Kim goes back home to her father and works on the farm. After a few weeks, Pie is seen going to the farm and meets Kim's father. After a short introduction, he tells her where Kim is and she rushes to her. As soon as she spots Kim, she begins to confess her feelings and states that she will openly go against her mother and that she needs Kim in her life. When Kim does not answer, Pie apologizes, saying "I was too late" and turns to leave, crying. Kim stops her with a back hug and thanks Pie for daring to love her. The two then embrace each other in a longing hug with Pie's voice reading off a letter she had left to her mother stating she is sorry but she loves Kim and will continue a relationship with her.

==Cast==

- Sucharat Manaying - as Pie
- Suppanad Jittaleela - as Kim
- Arisara Tongborisuth - as Jane
- Soranut Yupanun - as P'van
- Intira Youenyong - as Aunt. Inn
- Maneerut Wongjirasak - as Pie's Mother
- Puttipong Promsaka Na Sakolnakorn - as Kim's Father
- Thanapat Sornkoon - as Boy
- Narumon Reanaiprai - as Nerd
- Bandit Thongdee - as Odd
- Sophon Phoonsawat - as Jeab
- Pongsit Phisitthakarn, Nuttapatch Arunsirisakul, Tantong Funyueang, Watchanan Jitpakdee- as Boy Gang Members

==Release==
Yes or No premiered theatrically in Thailand on 16 December 2010.

===Home media===
The DVD for region 3 was released in Thailand by MVD Company Limited on 10 May 2011. The region-free Blu-ray with subtitles in English, French, Spanish, and Portuguese was released by Canon Yuri Films on 1 January 2012.
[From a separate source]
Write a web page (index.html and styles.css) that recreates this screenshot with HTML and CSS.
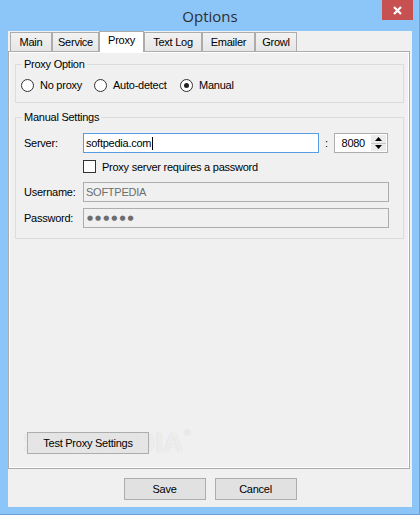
FILE: index.html
```html
<!DOCTYPE html>
<html>
<head>
<meta charset="utf-8">
<title>Options</title>
<link rel="stylesheet" href="styles.css">
</head>
<body>
<div class="window">
  <div class="titlebar">
    <span class="title">Options</span>
    <button class="close" aria-label="Close"><svg width="9" height="9" viewBox="0 0 9 9"><path d="M1 1L8 8M8 1L1 8" stroke="#fff" stroke-width="2.2"/></svg></button>
  </div>
  <div class="client">
    <div class="tabs">
      <div class="tab t-main">Main</div>
      <div class="tab t-service">Service</div>
      <div class="tab t-proxy active">Proxy</div>
      <div class="tab t-log">Text Log</div>
      <div class="tab t-mail">Emailer</div>
      <div class="tab t-growl">Growl</div>
    </div>
    <div class="page">
      <fieldset class="group g-proxy">
        <legend>Proxy Option</legend>
        <div class="radios">
          <label class="radio"><span class="rbox"></span>No proxy</label>
          <label class="radio"><span class="rbox"></span>Auto-detect</label>
          <label class="radio"><span class="rbox checked"></span>Manual</label>
        </div>
      </fieldset>
      <fieldset class="group g-manual">
        <legend>Manual Settings</legend>
        <div class="form">
          <div class="row">
            <span class="lbl">Server:</span>
            <div class="field focused server">softpedia.com<span class="caret"></span></div>
            <span class="colon">:</span>
            <div class="spin">
              <span class="spin-val">8080</span>
              <span class="spin-btns">
                <span class="sbtn"><svg width="7" height="4" viewBox="0 0 7 4"><path d="M3.5 0L7 4H0Z" fill="#000"/></svg></span>
                <span class="sbtn"><svg width="7" height="4" viewBox="0 0 7 4"><path d="M0 0H7L3.5 4Z" fill="#000"/></svg></span>
              </span>
            </div>
          </div>
          <div class="row check-row">
            <span class="cbox"></span>
            <span>Proxy server requires a password</span>
          </div>
          <div class="row user-row">
            <span class="lbl">Username:</span>
            <div class="field disabled wide">SOFTPEDIA</div>
          </div>
          <div class="row pass-row">
            <span class="lbl">Password:</span>
            <div class="field disabled wide"><span class="dots">●●●●●●</span></div>
          </div>
        </div>
      </fieldset>
      <div class="watermark">SOFTPEDIA<sup>®</sup></div>
      <button class="btn test">Test Proxy Settings</button>
    </div>
    <div class="actions">
      <button class="btn act">Save</button>
      <button class="btn act">Cancel</button>
    </div>
  </div>
</div>
</body>
</html>
```
FILE: styles.css
```css
* { box-sizing: border-box; }
html, body { margin: 0; padding: 0; }
body {
  width: 420px;
  height: 515px;
  overflow: hidden;
  font-family: "Liberation Sans", Arial, sans-serif;
  font-size: 11px;
  letter-spacing: -0.25px;
  color: #000;
}
.window {
  width: 420px;
  height: 515px;
  background: #8cc5f7;
  box-shadow: inset -1px -1px 0 #6e9fd1;
  display: flex;
  flex-direction: column;
}
.titlebar {
  height: 31px;
  display: flex;
  align-items: center;
  justify-content: center;
  position: relative;
}
.title {
  font-family: "Open Sans", "Noto Sans", sans-serif;
  font-size: 15px;
  letter-spacing: 0;
  color: #2e2e2e;
  margin-top: 1px;
}
.close {
  position: absolute;
  top: 0;
  right: 7px;
  width: 31px;
  height: 20px;
  background: #c75050;
  border: 0;
  padding: 0;
  display: flex;
  align-items: center;
  justify-content: center;
}
.client {
  flex: 1;
  margin: 0 8px 8px;
  background: #f0f0f0;
  display: flex;
  flex-direction: column;
}
.tabs {
  display: flex;
  align-items: flex-end;
  height: 21px;
  padding-left: 2px;
  margin-bottom: -1px;
  position: relative;
  z-index: 1;
}
.tab {
  height: 19px;
  margin-bottom: 1px;
  border: 1px solid #acacac;
  border-bottom: 0;
  background: linear-gradient(#f2f2f2, #e6e6e6);
  display: flex;
  justify-content: center;
  padding-top: 3px;
  line-height: 13px;
}
.tab.active {
  height: 21px;
  margin-bottom: 0;
  background: #fff;
  padding-top: 2px;
}
.t-main { width: 42px; }
.t-service { width: 47px; }
.t-proxy { width: 45px; }
.t-log { width: 58px; }
.t-mail { width: 53px; }
.t-growl { width: 42px; }
.page {
  flex: 1;
  margin-right: 2px;
  border: 1px solid #acacac;
  box-shadow: inset 0 0 0 1px #fff;
  background: #f0f0f0;
  display: flex;
  flex-direction: column;
  padding: 6px 5px 0 6px;
  position: relative;
}
.group {
  margin: 0;
  min-width: 0;
  border: 1px solid #dcdcdc;
  padding: 0 13px 9px 5px;
}
.group legend {
  padding: 0 2px;
  margin-left: 1px;
  line-height: 13px;
}
.g-proxy { padding-bottom: 10px; }
.radios {
  display: grid;
  grid-template-columns: 73px 86px auto;
  margin-top: 8px;
  height: 13px;
  align-items: center;
}
.radio {
  display: flex;
  align-items: center;
  line-height: 13px;
}
.rbox {
  width: 13px;
  height: 13px;
  border: 1px solid #333;
  border-radius: 50%;
  background: #fff;
  margin-right: 6px;
  display: flex;
  align-items: center;
  justify-content: center;
}
.rbox.checked::after {
  content: "";
  width: 5px;
  height: 5px;
  border-radius: 50%;
  background: #222;
}
.g-manual {
  margin-top: 8px;
  padding-bottom: 10px;
}
.form {
  margin-top: 9px;
  display: flex;
  flex-direction: column;
}
.row {
  display: flex;
  align-items: center;
  height: 20px;
}
.lbl {
  width: 62px;
  padding-left: 3px;
  flex: none;
}
.field {
  height: 20px;
  border: 1px solid #adadad;
  background: #fff;
  padding-left: 2px;
  display: flex;
  align-items: center;
}
.field.focused { border-color: #569de5; }
.server { width: 236px; }
.wide { width: 306px; }
.caret {
  display: inline-block;
  width: 1px;
  height: 13px;
  background: #000;
  margin-left: 1px;
}
.field.disabled {
  background: #f0f0f0;
  color: #6d6d6d;
}
.dots {
  font-family: "DejaVu Sans", sans-serif;
  font-size: 7px;
  letter-spacing: 2px;
  color: #6d6d6d;
  padding-left: 1px;
}
.colon {
  width: 15px;
  text-align: center;
}
.spin {
  width: 54px;
  height: 20px;
  border: 1px solid #adadad;
  background: #fff;
  display: flex;
}
.spin-val {
  flex: 1;
  text-align: right;
  padding-right: 6px;
  line-height: 18px;
}
.spin-btns {
  width: 15px;
  margin: 1px 1px 1px 0;
  display: flex;
  flex-direction: column;
  gap: 1px;
  background: #c8c8c8;
}
.sbtn {
  flex: 1;
  background: #ececec;
  display: flex;
  align-items: center;
  justify-content: center;
}
.check-row {
  height: 13px;
  margin-top: 7px;
}
.cbox {
  width: 13px;
  height: 13px;
  border: 1px solid #333;
  background: #fff;
  margin-left: 62px;
  margin-right: 6px;
}
.user-row { margin-top: 9px; }
.pass-row { margin-top: 6px; }
.btn {
  font: inherit;
  letter-spacing: inherit;
  color: #000;
  background: #e1e1e1;
  border: 1px solid #adadad;
  height: 22px;
  padding: 0;
}
.test {
  width: 122px;
  align-self: flex-start;
  margin: auto 0 14px 12px;
  position: relative;
  z-index: 1;
  background: rgba(225, 225, 225, 0.75);
}
.watermark {
  position: absolute;
  left: 14px;
  bottom: 11px;
  font-family: "Liberation Sans", Arial, sans-serif;
  font-weight: bold;
  font-size: 28px;
  line-height: 28px;
  letter-spacing: 0;
  color: rgba(255, 255, 255, 0.7);
  text-shadow: 0 0 1px rgba(0, 0, 0, 0.18);
  pointer-events: none;
}
.watermark sup {
  font-size: 9px;
  vertical-align: top;
  line-height: 9px;
  margin-left: 1px;
}
.actions {
  display: flex;
  justify-content: center;
  gap: 9px;
  margin: 9px 0 7px;
}
.act { width: 82px; }
```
The film was released as VOD on Netflix in the United States and United Kingdom on 5 December 2018.

==Reception==
===Critical response===
One of Thailand's widely known movie critic websites, filmbiz stated: "Slowly on the heels of gay-male teen movie Love of Siam (รักแห่งสยาม, 2007) comes Thailand's first lesbian romance, Yes or No (Yes or No อยากรักก็รักเลย), a much more path-breaking undertaking in the outwardly permissive but underlyingly very conservative country. Professionally shot on a less than $500,000 budget, with good-looking photography by d.p. Ruengwit Ramasoota (เรืองวิทย์ รามสูต) and a poppy soundtrack that includes one obvious anthem to gay relationships, the movie is tame even by the standards of other Asian countries but gets by on a simple, ingenuous charm that's both very Thai and very necessary (given the nature of its subject)." The film was given 4 and a half out of 5 stars.

===Accolades===
Yes or No received the Special Mention jury award at the 2012 Milan International Lesbian and Gay Film Festival.

==Soundtrack==

In The Eyes
| No. | Title | Performer(s) | Length |
|---|---|---|---|
| 1. | "สบตา (In The Eyes)" | Suppanad Jittaleela & Sucharat Manaying | 3:56 |
| 2. | "ไม่ได้ (Can not)" | Rachawadee | 4:47 |
| 3. | "ถ้าสักวันเธอจะกล าพอ (If One Day You Have The Courage)" | Budokan | 4:17 |
| 4. | "รักระยะไกล (Love Remote)" | Budokan | 2:06 |
| Total length: |  |  | 14:26 |

==2012 sequel: Yes or No 2==
The sequel Yes or No 2: Come Back to Me (รักไม่รักอย่ากั๊กเลย), also directed by Sarasawadee Wongsompetch with Sucharat Manaying and Suppanad Jittaleela returning in the roles of Pie and Kim, was released on 16 August 2012.

The VOD became available on Netflix in the United States and United Kingdom on 7 November 2018.